Apply patch instead of replacing whole buffer
Replacing the entire buffer with copy-to-buffer is disruptive: It's a delete followed by a replace, and many links within emacs (including compilation, grep, and occur buffers) will overreact to the deletion by redirecting all links to the beginning of the file. (Reinserting the whole file also causes it to be reparsed for syntax highlighting, which can be kind of slow)
The support for gofmt in go-mode shows a better way, although it's unfortunately a nontrivial amount of code. go-mode asks for a diff instead of rewriting the whole file, then parses the diff and translates it into editing commands. It would be nice if blacken did the same (It would be even nicer if there were one meta-fmt mode for emacs so that this wheel doesn't have to be reinvented for every formatting tool).
Hi,
I agree to every point in this issue.
I have very limited time, so I spend it on @dry-python project mostly.
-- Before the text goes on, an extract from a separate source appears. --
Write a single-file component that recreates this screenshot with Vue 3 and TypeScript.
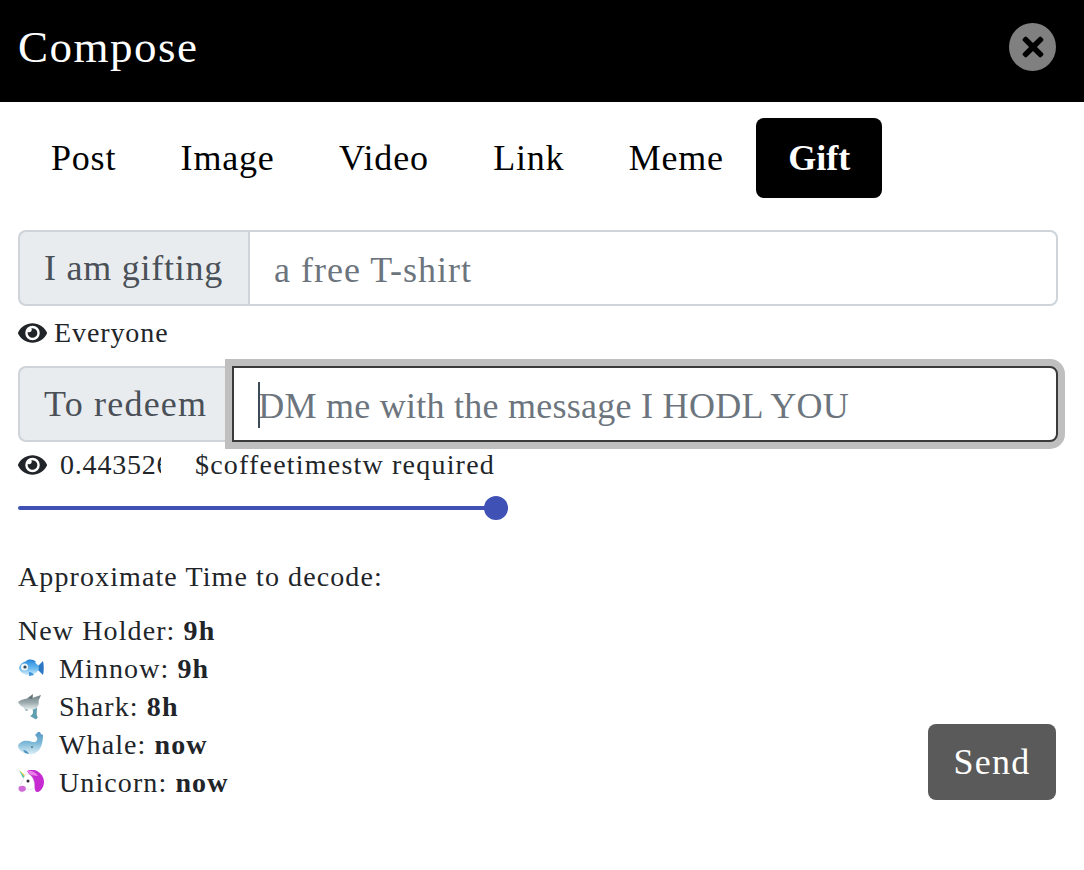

If anyone can work on this and submit a PR, I will be more than happy to merge it.
Regards, Artem.
@bdarnell After a very short discussion on /r/emacs, I've created #19, which is a more sensitive way to replace buffer contents.
#19 was reverted, are there any plans to try to re-implement the functionality?
Personally I use https://github.com/raxod502/apheleia which uses a patch and tries very hard that your cursor doesn't move when reformatting. Maybe that's a good alternative.
I'm trying out https://github.com/wbolster/emacs-python-black, but I haven't used it enough to observe how/if the cursor moves when reformatting.
I'll give apheleia a try, though, thanks @dakra!